* START *
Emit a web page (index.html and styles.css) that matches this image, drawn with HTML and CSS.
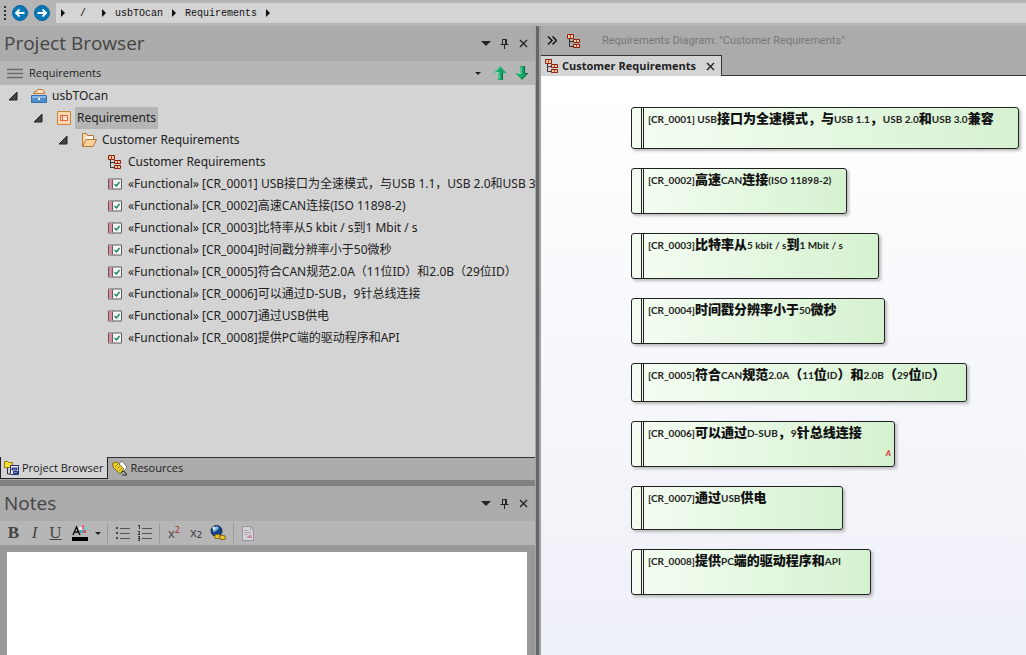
FILE: index.html
```html
<!DOCTYPE html>
<html lang="zh-CN">
    <head>
        <meta charset="utf-8">
        <title>usbTOcan - Requirements</title>
        <link rel="stylesheet" href="styles.css">
    </head>
    <body>
        <!-- shared icons -->
        <svg class="defs" aria-hidden="true">
            <symbol id="i-caret" viewBox="0 0 6 8"><path d="M1 0l4 4-4 4z" fill="#111"/></symbol>
            <symbol id="i-open" viewBox="0 0 10 10"><path d="M9 1v8H1z" fill="#444" stroke="#222"/></symbol>
            <symbol id="i-diagram" viewBox="0 0 14 14">
                <path d="M2.500 5v7.500H7M2.500 7.500H7" fill="none" stroke="#333"/>
                <path d="M.5.5h6v4h-6zM6.500 5.500h6v3h-6zM6.500 10.500h6v3h-6z" fill="#f3cf9c" stroke="#8f1a12"/>
                <path d="M3.500 .5v4M9.500 5.500v3M9.500 10.500v3" stroke="#b8412c"/>
            </symbol>
            <symbol id="i-req" viewBox="0 0 14 11">
                <path d="M.5.5h13v10H.5z" fill="#f4f6f6" stroke="#5d5963"/>
                <path d="M1 1h3v9H1z" fill="#d98c9c"/><path d="M4.500 1v9" stroke="#6b5260"/>
                <path d="M6.500 5.500l2 2 3-4" fill="none" stroke="#198060" stroke-width="1.400"/>
            </symbol>
            <symbol id="i-down" viewBox="0 0 10 5"><path d="M0 0h10L5 5z" fill="#222"/></symbol>
            <symbol id="i-pin" viewBox="0 0 9 10"><path d="M2.500 5.500v-5h4v5M.5 5.500h8M4.500 6v4M5.500 1v4" fill="none" stroke="#222"/></symbol>
            <symbol id="i-close" viewBox="0 0 9 9"><path d="M1 1l7 7M8 1L1 8" stroke="#222" stroke-width="1.400"/></symbol>
        </svg>

        <div class="app">
            <nav class="pathbar">
                <span class="grip"></span>
                <button class="nav" aria-label="Back"><svg width="16" height="16" viewBox="0 0 16 16"><circle cx="8" cy="8" r="7.500" fill="#0877b5" stroke="#06639b"/><path d="M12.500 8H4M7.500 4.500L4 8l3.500 3.500" fill="none" stroke="#fff" stroke-width="1.800"/></svg></button>
                <button class="nav" aria-label="Forward"><svg width="16" height="16" viewBox="0 0 16 16"><circle cx="8" cy="8" r="7.500" fill="#0877b5" stroke="#06639b"/><path d="M3.500 8H12M8.500 4.500L12 8l-3.500 3.500" fill="none" stroke="#fff" stroke-width="1.800"/></svg></button>
                <div class="crumbs">
                    <svg class="caret"><use href="#i-caret"/></svg>
                    <a href="#" class="root">/</a>
                    <svg class="caret"><use href="#i-caret"/></svg>
                    <a href="#">usbTOcan</a>
                    <svg class="caret"><use href="#i-caret"/></svg>
                    <a href="#">Requirements</a>
                    <svg class="caret"><use href="#i-caret"/></svg>
                </div>
            </nav>

            <div class="main">
                <div class="side">
                    <section class="browser">
                        <header class="title">
                            <h2>Project Browser</h2>
                            <button aria-label="Menu"><svg width="10" height="5"><use href="#i-down"/></svg></button>
                            <button aria-label="Pin"><svg width="9" height="10"><use href="#i-pin"/></svg></button>
                            <button aria-label="Close"><svg width="9" height="9"><use href="#i-close"/></svg></button>
                        </header>
                        <div class="subbar">
                            <button aria-label="Options"><svg width="16" height="11" viewBox="0 0 16 11"><path d="M0 1.500h16M0 5.500h16M0 9.500h16" stroke="#6c6c6c" stroke-width="1.500"/></svg></button>
                            <span class="where">Requirements</span>
                            <button aria-label="More"><svg width="6" height="3"><use href="#i-down"/></svg></button>
                            <button aria-label="Move up"><svg width="14" height="14" viewBox="0 0 14 14"><path d="M7 0l6.500 7H10v7H5V7H.5z" fill="#16a566"/><path d="M7 1L2 6.500h4V13" fill="none" stroke="#7fe0b0"/><path d="M9.500 7v7" stroke="#08683d"/></svg></button>
                            <button aria-label="Move down"><svg width="14" height="14" viewBox="0 0 14 14"><path d="M7 14l6.500-7H10V0H5v7H.5z" fill="#16a566"/><path d="M6 1v6.500H2.500" fill="none" stroke="#7fe0b0"/><path d="M9.500 0v7.500h3L7 13" fill="none" stroke="#08683d"/></svg></button>
                        </div>
                        <ul class="tree">
                            <li>
                                <div class="row">
                                    <svg class="open"><use href="#i-open"/></svg>
                                    <svg class="icon" viewBox="0 0 16 16"><path d="M3.500 6V3.500h2l1-2h5l1 2h1V6" fill="#f6dfbd" stroke="#c27a3b"/><path d="M2 5.500h12" stroke="#c27a3b"/><path d="M.5 7.500h15v7H.5z" fill="#4f8fcd" stroke="#3470ab"/><path d="M1 8h14v2H1z" fill="#86b6e2"/><path d="M7 10h2v2H7z" fill="#fff"/></svg>
                                    <span>usbTOcan</span>
                                </div>
                                <ul>
                                    <li>
                                        <div class="row">
                                            <svg class="open"><use href="#i-open"/></svg>
                                            <svg class="icon" viewBox="0 0 16 16"><path d="M1.500 1.500h13v13h-13z" fill="#fbd7aa" stroke="#c9853f"/><path d="M4.500 5.500h7v5h-7zM6.500 5.500v5" fill="#fce3c8" stroke="#e0624c"/></svg>
                                            <span class="selected">Requirements</span>
                                        </div>
                                        <ul>
                                            <li>
                                                <div class="row">
                                                    <svg class="open"><use href="#i-open"/></svg>
                                                    <svg class="icon" viewBox="0 0 16 16"><path d="M1.500 14V1.500h4l1 2h6V7" fill="#fbd9ab" stroke="#b9763a"/><path d="M5 4.500h7V7H5z" fill="#fff"/><path d="M1.500 14.500L5 7.500h10.500L12 14.500z" fill="#fcd39d" stroke="#b9763a"/></svg>
                                                    <span>Customer Requirements</span>
                                                </div>
                                                <ul class="leafs">
                                                    <li class="row"><svg class="icon small"><use href="#i-diagram"/></svg><span>Customer Requirements</span></li>
                                                    <li class="row"><svg class="icon small"><use href="#i-req"/></svg><span>«Functional» [CR_0001] USB接口为全速模式，与USB 1.1，USB 2.0和USB 3.0兼容</span></li>
                                                    <li class="row"><svg class="icon small"><use href="#i-req"/></svg><span>«Functional» [CR_0002]高速CAN连接(ISO 11898-2)</span></li>
                                                    <li class="row"><svg class="icon small"><use href="#i-req"/></svg><span>«Functional» [CR_0003]比特率从5 kbit / s到1 Mbit / s</span></li>
                                                    <li class="row"><svg class="icon small"><use href="#i-req"/></svg><span>«Functional» [CR_0004]时间戳分辨率小于50微秒</span></li>
                                                    <li class="row"><svg class="icon small"><use href="#i-req"/></svg><span>«Functional» [CR_0005]符合CAN规范2.0A（11位ID）和2.0B（29位ID）</span></li>
                                                    <li class="row"><svg class="icon small"><use href="#i-req"/></svg><span>«Functional» [CR_0006]可以通过D-SUB，9针总线连接</span></li>
                                                    <li class="row"><svg class="icon small"><use href="#i-req"/></svg><span>«Functional» [CR_0007]通过USB供电</span></li>
                                                    <li class="row"><svg class="icon small"><use href="#i-req"/></svg><span>«Functional» [CR_0008]提供PC端的驱动程序和API</span></li>
                                                </ul>
                                            </li>
                                        </ul>
                                    </li>
                                </ul>
                            </li>
                        </ul>
                        <div class="tabs">
                            <button class="active"><svg width="16" height="16" viewBox="0 0 16 16"><path d="M.5 7.500v-6h3l1 1h4v5z" fill="#f6df36" stroke="#8c7a10"/><path d="M3.500 8v6H6" fill="none" stroke="#333"/><path d="M6.500 5.500h8v9h-8z" fill="#e9ecff" stroke="#25306f"/><path d="M8 8h5v2H8zM9.500 11.500h4v2h-4z" fill="#8590d0" stroke="#25306f"/></svg>Project Browser</button>
                            <button><svg width="16" height="16" viewBox="0 0 16 16"><path d="M6 5l4-4 5 6-3 5z" fill="#fff" stroke="#777"/><path d="M1 3l4-1 7 7-4 5-7-7z" fill="#f0d52e" stroke="#7d6908"/><path d="M3 7l4-4M5 9l4-4M7 11l4-4" stroke="#957d10"/><path d="M9 13l2-2 4 3M10 15h5" fill="none" stroke="#222"/></svg>Resources</button>
                        </div>
                    </section>

                    <section class="notes">
                        <header class="title">
                            <h2><label for="notes">Notes</label></h2>
                            <button aria-label="Menu"><svg width="10" height="5"><use href="#i-down"/></svg></button>
                            <button aria-label="Pin"><svg width="9" height="10"><use href="#i-pin"/></svg></button>
                            <button aria-label="Close"><svg width="9" height="9"><use href="#i-close"/></svg></button>
                        </header>
                        <div class="toolbar">
                            <button class="letter bold">B</button>
                            <button class="letter italic">I</button>
                            <button class="letter under">U</button>
                            <button class="color" aria-label="Text color"><svg width="16" height="16" viewBox="0 0 16 16"><path d="M1 10l3.500-8L8 10M2.500 7h4" fill="none" stroke="#111" stroke-width="1.500"/><path d="M7 2h3v3H7z" fill="#eee"/><path d="M10 0h2v4h-2z" fill="#ee5c82"/><path d="M12 2h3v3h-3z" fill="#62d9d1"/><path d="M8 5h3v3H8z" fill="#38b8b0"/><path d="M11 5h3v3h-3z" fill="#e84c68"/><path d="M0 12h16v4H0z" fill="#000"/></svg></button>
                            <button class="drop" aria-label="Pick color"><svg width="6" height="3"><use href="#i-down"/></svg></button>
                            <i></i>
                            <button aria-label="Bullet list"><svg width="15" height="14" viewBox="0 0 15 14"><path d="M5 2.500h10M5 7.500h10M5 12.500h10" stroke="#555"/><path d="M1 1h2v2H1zM1 6h2v2H1zM1 11h2v2H1z" fill="#444"/></svg></button>
                            <button aria-label="Numbered list"><svg width="15" height="16" viewBox="0 0 15 16"><path d="M5 3.500h10M5 8.500h10M5 13.500h10" stroke="#555"/><path d="M1 .5h1.500V4M1 6.500h1.500v1.500L1 9.500h2M1 11.500h1.500v4H1M1 13.500h1.500" fill="none" stroke="#333"/></svg></button>
                            <i></i>
                            <button class="script">x<sup>2</sup></button>
                            <button class="script low">x<sub>2</sub></button>
                            <button aria-label="Hyperlink"><svg width="16" height="16" viewBox="0 0 16 16"><circle cx="6.500" cy="6" r="5.500" fill="#174583" stroke="#102d59"/><path d="M3 3l4-2 2 2-3 3-3 1z" fill="#7eb4df"/><circle cx="4" cy="3" r="1.500" fill="#e7f5ff"/><rect x="4.500" y="9.500" width="6" height="4" rx="2" fill="#eac32e" stroke="#76580b"/><rect x="9.500" y="10.500" width="6" height="4" rx="2" fill="#eac32e" stroke="#76580b"/></svg></button>
                            <i></i>
                            <button aria-label="Glossary"><svg width="14" height="15" viewBox="0 0 14 15"><path d="M1.500.5h8l3 3v11h-11z" fill="#d6d3d9" stroke="#96919b"/><path d="M9.500.5v3h3M3 4.500h5M3 6.500h7M3 8.500h4" fill="none" stroke="#aaa4b0"/><path d="M5 12l5-4 1 4z" fill="#c88aa5"/></svg></button>
                        </div>
                        <div class="editor"><textarea id="notes"></textarea></div>
                    </section>
                </div>
                <div class="splitter"></div>

                <section class="diagram">
                    <header class="caption">
                        <button aria-label="Expand"><svg width="10" height="9" viewBox="0 0 10 9"><path d="M1 .5l4 4-4 4M5.500 .5l4 4-4 4" fill="none" stroke="#111" stroke-width="1.500"/></svg></button>
                        <svg width="14" height="14"><use href="#i-diagram"/></svg>
                        <span>Requirements Diagram: "Customer Requirements"</span>
                    </header>
                    <div class="views">
                        <div class="view">
                            <svg width="14" height="14"><use href="#i-diagram"/></svg>
                            <b>Customer Requirements</b>
                            <button aria-label="Close view"><svg width="9" height="9"><use href="#i-close"/></svg></button>
                        </div>
                    </div>
                    <div class="canvas">
                        <div class="req r1">[CR_0001] USB<b>接口为全速模式，与</b>USB 1.1<b>，</b>USB 2.0<b>和</b>USB 3.0<b>兼容</b></div>
                        <div class="req r2">[CR_0002]<b>高速</b>CAN<b>连接</b>(ISO 11898-2)</div>
                        <div class="req r3">[CR_0003]<b>比特率从</b>5 kbit / s<b>到</b>1 Mbit / s</div>
                        <div class="req r4">[CR_0004]<b>时间戳分辨率小于</b>50<b>微秒</b></div>
                        <div class="req r5">[CR_0005]<b>符合</b>CAN<b>规范</b>2.0A<b>（</b>11<b>位</b>ID<b>）和</b>2.0B<b>（</b>29<b>位</b>ID<b>）</b></div>
                        <div class="req r6">[CR_0006]<b>可以通过</b>D-SUB<b>，</b>9<b>针总线连接</b><em>A</em></div>
                        <div class="req r7">[CR_0007]<b>通过</b>USB<b>供电</b></div>
                        <div class="req r8">[CR_0008]<b>提供</b>PC<b>端的驱动程序和</b>API</div>
                    </div>
                </section>
            </div>
        </div>
    </body>
</html>
```
FILE: styles.css
```css
*{
    box-sizing: border-box;
    margin: 0;
    padding: 0;
}
body{
    font: 11px/20px "Open Sans", "Noto Sans CJK SC", sans-serif;
    color: #222;
    overflow: hidden;
}
button{
    display: flex;
    align-items: center;
    justify-content: center;
    border: 0;
    background: none;
    font: inherit;
    color: inherit;
}
svg{
    flex: none;
    display: block;
}
ul{
    list-style: none;
}
.defs{
    position: absolute;
    width: 0;
    height: 0;
}
.app{
    display: flex;
    flex-direction: column;
    height: 100vh;
    background: #ababab;
}

/* path bar */
.pathbar{
    display: flex;
    align-items: center;
    height: 26px;
    padding: 3px 0;
    background: #b5b5b5;
}
.grip{
    width: 2px;
    height: 15px;
    margin: 0 6px 0 4px;
    background: repeating-linear-gradient(#333 0 2px, transparent 2px 4px);
}
.nav{
    width: 16px;
    margin-right: 6px;
}
.crumbs{
    flex: 1;
    display: flex;
    align-items: center;
    gap: 8px;
    height: 20px;
    padding-left: 4px;
    background: #d4d4d4;
    font: 10px/20px "Liberation Mono", monospace;
}
.crumbs a{
    padding-top: 2px;
    color: #111;
    text-decoration: none;
}
.crumbs .root{
    padding: 2px 7px 0 6px;
}
.caret{
    width: 6px;
    height: 8px;
}

/* docked panels */
.main{
    flex: 1;
    display: flex;
    min-height: 0;
}
.side{
    flex: none;
    display: flex;
    flex-direction: column;
    width: 535px;
}
.splitter{
    flex: none;
    width: 6px;
    background: linear-gradient(90deg, #a5a5a5 0 1px, #666 1px 4px, #a0a0a0 4px);
}
.browser{
    flex: 1;
    display: flex;
    flex-direction: column;
    min-height: 0;
}
.title{
    flex: none;
    display: flex;
    align-items: center;
    height: 35px;
    padding: 0 2px 0 4px;
    background: #ababab;
}
.title h2{
    flex: 1;
    padding-bottom: 2px;
    font-size: 19px;
    font-weight: 400;
    color: #444;
}
.title button{
    width: 19px;
    height: 20px;
}
.subbar{
    display: flex;
    align-items: center;
    height: 24px;
    padding: 0 4px 0 6px;
    background: #b6b6b6;
}
.subbar button{
    min-width: 18px;
}
.subbar button + button{
    margin-left: 4px;
}
.where{
    flex: 1;
    padding-left: 5px;
}
.tree{
    flex: 1;
    background: #d4d4d4;
    overflow: hidden;
}
.tree ul{
    padding-left: 25px;
}
.row{
    display: flex;
    align-items: center;
    gap: 3px;
    height: 22px;
    padding-left: 8px;
    font: 12px/22px "Noto Sans", "Noto Sans CJK SC", sans-serif;
    white-space: nowrap;
}
.open{
    width: 10px;
    height: 10px;
    margin-right: 10px;
}
.icon{
    width: 16px;
    height: 16px;
}
.row span{
    padding: 0 2px;
}
.selected{
    background: #b5b5b5;
}
.tree .leafs .row{
    padding-left: 33px;
}
.icon.small{
    width: 14px;
    height: 14px;
    margin-right: 1px;
}
.tabs{
    display: flex;
    height: 23px;
    border-top: 1px solid #333;
    background: #ababab;
}
.tabs button{
    gap: 2px;
    height: 20px;
    padding: 0 4px;
}
.tabs .active{
    height: 22px;
    margin-top: -1px;
    padding-left: 3px;
    border: 1px solid #222;
    border-top: 0;
    background: #d4d4d4;
}

/* notes */
.notes{
    flex: none;
    display: flex;
    flex-direction: column;
    height: 175px;
    border-top: 6px solid #808080;
}
.toolbar{
    display: flex;
    align-items: center;
    height: 24px;
    padding-left: 3px;
    background: #b6b6b6;
}
.toolbar button{
    width: 22px;
    height: 22px;
    color: #444;
}
.toolbar i{
    width: 1px;
    height: 20px;
    margin: 0 3px 0 4px;
    background: #999;
}
.toolbar .letter{
    width: 21px;
    font: 17px "Liberation Serif", serif;
}
.toolbar .bold{
    font-weight: 700;
}
.toolbar .italic{
    font-style: italic;
}
.toolbar .under{
    text-decoration: underline;
}
.toolbar .color{
    width: 27px;
}
.toolbar .drop{
    width: 10px;
}
.toolbar .script{
    font-size: 13px;
}
.script sup, .script sub{
    font-size: 9px;
    line-height: 9px;
}
.script sup{
    align-self: flex-start;
    margin-top: 3px;
    color: #a22;
}
.script sub{
    align-self: flex-end;
    margin-bottom: 2px;
    color: #225;
}
.toolbar .low{
    line-height: 14px;
    padding-bottom: 3px;
}
.editor{
    flex: 1;
    display: flex;
    padding: 7px 8px 0 7px;
    background: #999;
}
.editor textarea{
    flex: 1;
    border: 0;
    resize: none;
    background: #fff;
}

/* diagram */
.diagram{
    flex: 1;
    display: flex;
    flex-direction: column;
    min-width: 0;
}
.caption{
    display: flex;
    align-items: center;
    gap: 10px;
    height: 29px;
    padding-left: 6px;
    font: 11px Roboto, sans-serif;
    color: #777;
}
.caption span{
    padding-left: 11px;
}
.views{
    display: flex;
    height: 21px;
    border-bottom: 1px solid #333;
}
.view{
    display: flex;
    align-items: center;
    gap: 3px;
    height: 21px;
    padding: 0 6px 0 4px;
    border: 1px solid #333;
    border-width: 1px 1px 0 0;
    background: #d4d4d4;
}
.view button{
    margin-left: 7px;
}
.canvas{
    position: relative;
    flex: 1;
    background: linear-gradient(#fff, #eef0f8);
}
/* requirement box, double rule on the left */
.req{
    position: absolute;
    left: 90px;
    height: 46px;
    padding: 2px 0 0 16px;
    border: 1px solid #222;
    border-radius: 3px;
    background:
        linear-gradient(#222, #222) 9px 0/1px 100% no-repeat,
        linear-gradient(#222, #222) 11px 0/1px 100% no-repeat,
        linear-gradient(90deg, #f5fdf3, #d5f2d0);
    box-shadow: 2px 2px 3px #bbb;
    font: 700 10px/16px Lato, "Noto Sans CJK SC", sans-serif;
    color: #222;
    white-space: nowrap;
}
.req b{
    font-size: 13px;
    color: #111;
}
.req em{
    position: absolute;
    right: 3px;
    bottom: 5px;
    font-size: 8px;
    color: #d33;
    line-height: 16px;
}
.r1{ top: 31px; width: 388px; height: 42px; }
.r2{ top: 92px; width: 216px; }
.r3{ top: 157px; width: 248px; }
.r4{ top: 222px; width: 254px; }
.r5{ top: 287px; width: 336px; height: 39px; }
.r6{ top: 345px; width: 264px; }
.r7{ top: 410px; width: 212px; height: 44px; }
.r8{ top: 473px; width: 240px; }
```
* END *
Written exercise: Scan the material line by line and report each one that contains "index".

Reply:
Emit a web page (index.html and styles.css) that matches this image, drawn with HTML and CSS.
FILE: index.html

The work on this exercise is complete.